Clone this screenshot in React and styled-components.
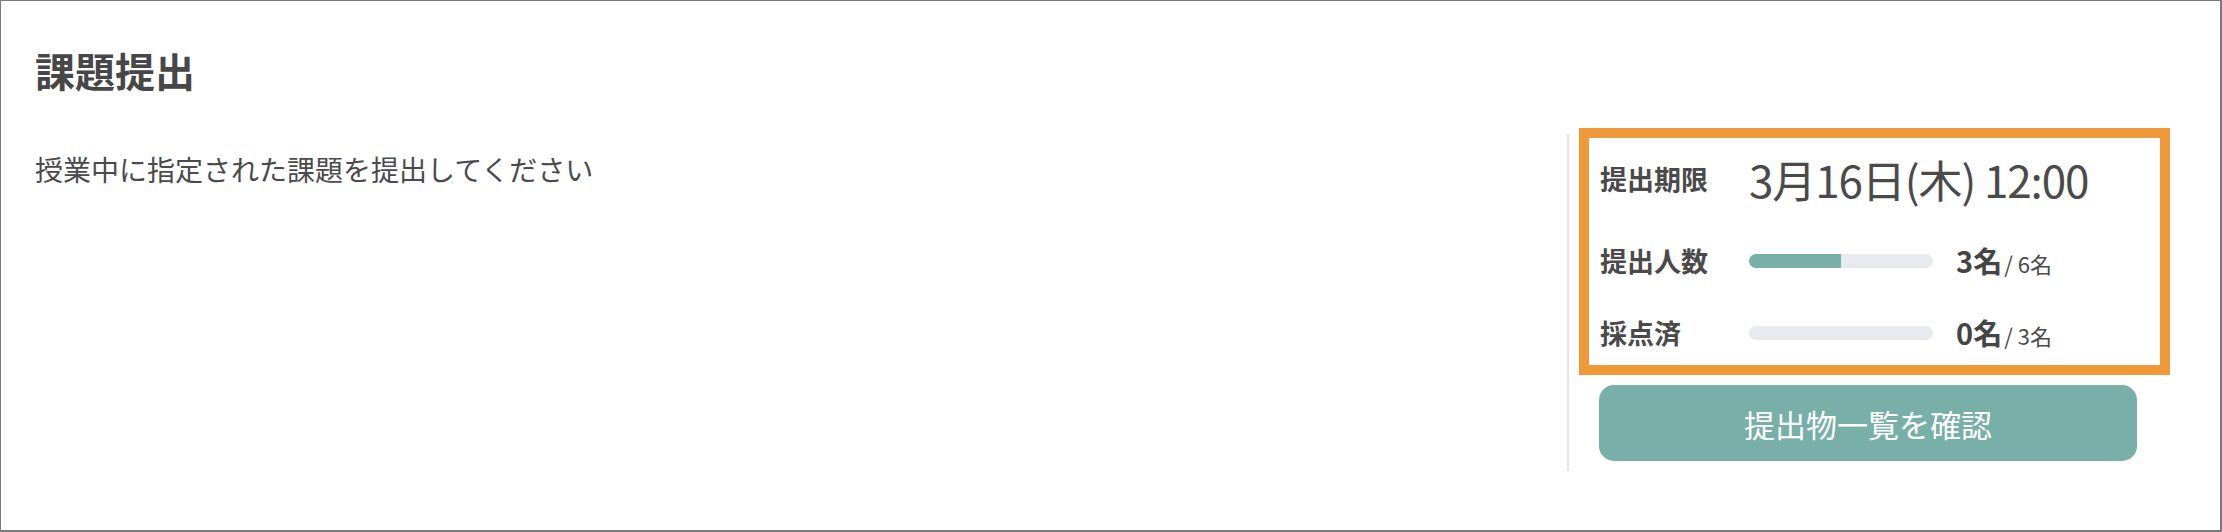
import styled, { createGlobalStyle } from "styled-components";

const GlobalStyle = createGlobalStyle`
  html, body {
    margin: 0;
    padding: 0;
    background: #fff;
  }
  body {
    font-family: "Noto Sans CJK JP", "Noto Sans", sans-serif;
    color: #4a4a4a;
  }
  * {
    box-sizing: border-box;
  }
`;

const Frame = styled.div`
  width: 2222px;
  height: 532px;
  border-style: solid;
  border-color: #7b7b7b;
  border-width: 1px 2px 2px 1px;
  display: flex;
  justify-content: space-between;
  padding: 0 50px 0 34px;
`;

const Main = styled.section`
  display: flex;
  flex-direction: column;
  padding-top: 40px;
`;

const Title = styled.h1`
  margin: 0;
  font-size: 40px;
  line-height: 58px;
  font-weight: 700;
  color: #474747;
`;

const Lead = styled.p`
  margin: 50px 0 0;
  font-size: 28px;
  line-height: 40px;
  font-weight: 400;
  color: #4a4a4a;
`;

const Aside = styled.aside`
  margin-top: 133px;
  height: 337px;
  border-left: 2px solid #e2e2e2;
  padding-left: 10px;
  display: flex;
  flex-direction: column;
`;

const Stats = styled.div`
  margin-top: -6px;
  width: 591px;
  border: 10px solid #f0993a;
  padding: 11px 11px 12px;
  display: grid;
  grid-template-columns: 149px 1fr;
  grid-template-rows: 60px 40px 40px;
  row-gap: 32px;
  align-items: center;
`;

const Label = styled.div`
  font-size: 27px;
  font-weight: 700;
  color: #4a4a4a;
  line-height: 40px;
`;

const Deadline = styled.div`
  font-size: 44px;
  line-height: 60px;
  font-weight: 400;
  color: #4a4a4a;
  white-space: nowrap;
  font-feature-settings: "palt";
  letter-spacing: -1.1px;
`;

const Meter = styled.div`
  display: flex;
  align-items: center;
  gap: 23px;
`;

const Track = styled.div`
  width: 184px;
  height: 14px;
  border-radius: 7px;
  background: #e9eaee;
  overflow: hidden;
`;

const Fill = styled.div`
  height: 100%;
  background: #78afa8;
`;

const Count = styled.div`
  display: flex;
  align-items: baseline;
  white-space: nowrap;
  line-height: 40px;
`;

const Num = styled.span`
  font-size: 29px;
  font-weight: 700;
  color: #454545;
`;

const Total = styled.span`
  font-size: 22px;
  font-weight: 400;
  color: #4a4a4a;
  margin-left: 2px;
`;

const ListButton = styled.button`
  margin: 10px 0 0 20px;
  width: 538px;
  height: 76px;
  border: none;
  border-radius: 15px;
  background: #78afa8;
  color: #fff;
  font-family: inherit;
  font-size: 31px;
  font-weight: 400;
  cursor: pointer;
`;

const rows = [
  { label: "提出人数", done: 3, total: 6 },
  { label: "採点済", done: 0, total: 3 },
];

export default function App() {
  return (
    <>
      <GlobalStyle />
      <Frame>
        <Main>
          <Title>課題提出</Title>
          <Lead>授業中に指定された課題を提出してください</Lead>
        </Main>
        <Aside>
          <Stats>
            <Label>提出期限</Label>
            <Deadline>3月16日(木) 12:00</Deadline>
            {rows.map((r) => (
              <Row key={r.label} {...r} />
            ))}
          </Stats>
          <ListButton>提出物一覧を確認</ListButton>
        </Aside>
      </Frame>
    </>
  );
}

function Row({ label, done, total }) {
  return (
    <>
      <Label>{label}</Label>
      <Meter>
        <Track>
          <Fill style={{ width: `${(done / total) * 100}%` }} />
        </Track>
        <Count>
          <Num>{done}名</Num>
          <Total>/ {total}名</Total>
        </Count>
      </Meter>
    </>
  );
}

+===+

# To do:
Omit the pictures and give the material again, exactly and in full.

# Reply:
Clone this screenshot in React and styled-components.
import styled, { createGlobalStyle } from "styled-components";

const GlobalStyle = createGlobalStyle`
  html, body {
    margin: 0;
    padding: 0;
    background: #fff;
  }
  body {
    font-family: "Noto Sans CJK JP", "Noto Sans", sans-serif;
    color: #4a4a4a;
  }
  * {
    box-sizing: border-box;
  }
`;

const Frame = styled.div`
  width: 2222px;
  height: 532px;
  border-style: solid;
  border-color: #7b7b7b;
  border-width: 1px 2px 2px 1px;
  display: flex;
  justify-content: space-between;
  padding: 0 50px 0 34px;
`;

const Main = styled.section`
  display: flex;
  flex-direction: column;
  padding-top: 40px;
`;

const Title = styled.h1`
  margin: 0;
  font-size: 40px;
  line-height: 58px;
  font-weight: 700;
  color: #474747;
`;

const Lead = styled.p`
  margin: 50px 0 0;
  font-size: 28px;
  line-height: 40px;
  font-weight: 400;
  color: #4a4a4a;
`;

const Aside = styled.aside`
  margin-top: 133px;
  height: 337px;
  border-left: 2px solid #e2e2e2;
  padding-left: 10px;
  display: flex;
  flex-direction: column;
`;

const Stats = styled.div`
  margin-top: -6px;
  width: 591px;
  border: 10px solid #f0993a;
  padding: 11px 11px 12px;
  display: grid;
  grid-template-columns: 149px 1fr;
  grid-template-rows: 60px 40px 40px;
  row-gap: 32px;
  align-items: center;
`;

const Label = styled.div`
  font-size: 27px;
  font-weight: 700;
  color: #4a4a4a;
  line-height: 40px;
`;

const Deadline = styled.div`
  font-size: 44px;
  line-height: 60px;
  font-weight: 400;
  color: #4a4a4a;
  white-space: nowrap;
  font-feature-settings: "palt";
  letter-spacing: -1.1px;
`;

const Meter = styled.div`
  display: flex;
  align-items: center;
  gap: 23px;
`;

const Track = styled.div`
  width: 184px;
  height: 14px;
  border-radius: 7px;
  background: #e9eaee;
  overflow: hidden;
`;

const Fill = styled.div`
  height: 100%;
  background: #78afa8;
`;

const Count = styled.div`
  display: flex;
  align-items: baseline;
  white-space: nowrap;
  line-height: 40px;
`;

const Num = styled.span`
  font-size: 29px;
  font-weight: 700;
  color: #454545;
`;

const Total = styled.span`
  font-size: 22px;
  font-weight: 400;
  color: #4a4a4a;
  margin-left: 2px;
`;

const ListButton = styled.button`
  margin: 10px 0 0 20px;
  width: 538px;
  height: 76px;
  border: none;
  border-radius: 15px;
  background: #78afa8;
  color: #fff;
  font-family: inherit;
  font-size: 31px;
  font-weight: 400;
  cursor: pointer;
`;

const rows = [
  { label: "提出人数", done: 3, total: 6 },
  { label: "採点済", done: 0, total: 3 },
];

export default function App() {
  return (
    <>
      <GlobalStyle />
      <Frame>
        <Main>
          <Title>課題提出</Title>
          <Lead>授業中に指定された課題を提出してください</Lead>
        </Main>
        <Aside>
          <Stats>
            <Label>提出期限</Label>
            <Deadline>3月16日(木) 12:00</Deadline>
            {rows.map((r) => (
              <Row key={r.label} {...r} />
            ))}
          </Stats>
          <ListButton>提出物一覧を確認</ListButton>
        </Aside>
      </Frame>
    </>
  );
}

function Row({ label, done, total }) {
  return (
    <>
      <Label>{label}</Label>
      <Meter>
        <Track>
          <Fill style={{ width: `${(done / total) * 100}%` }} />
        </Track>
        <Count>
          <Num>{done}名</Num>
          <Total>/ {total}名</Total>
        </Count>
      </Meter>
    </>
  );
}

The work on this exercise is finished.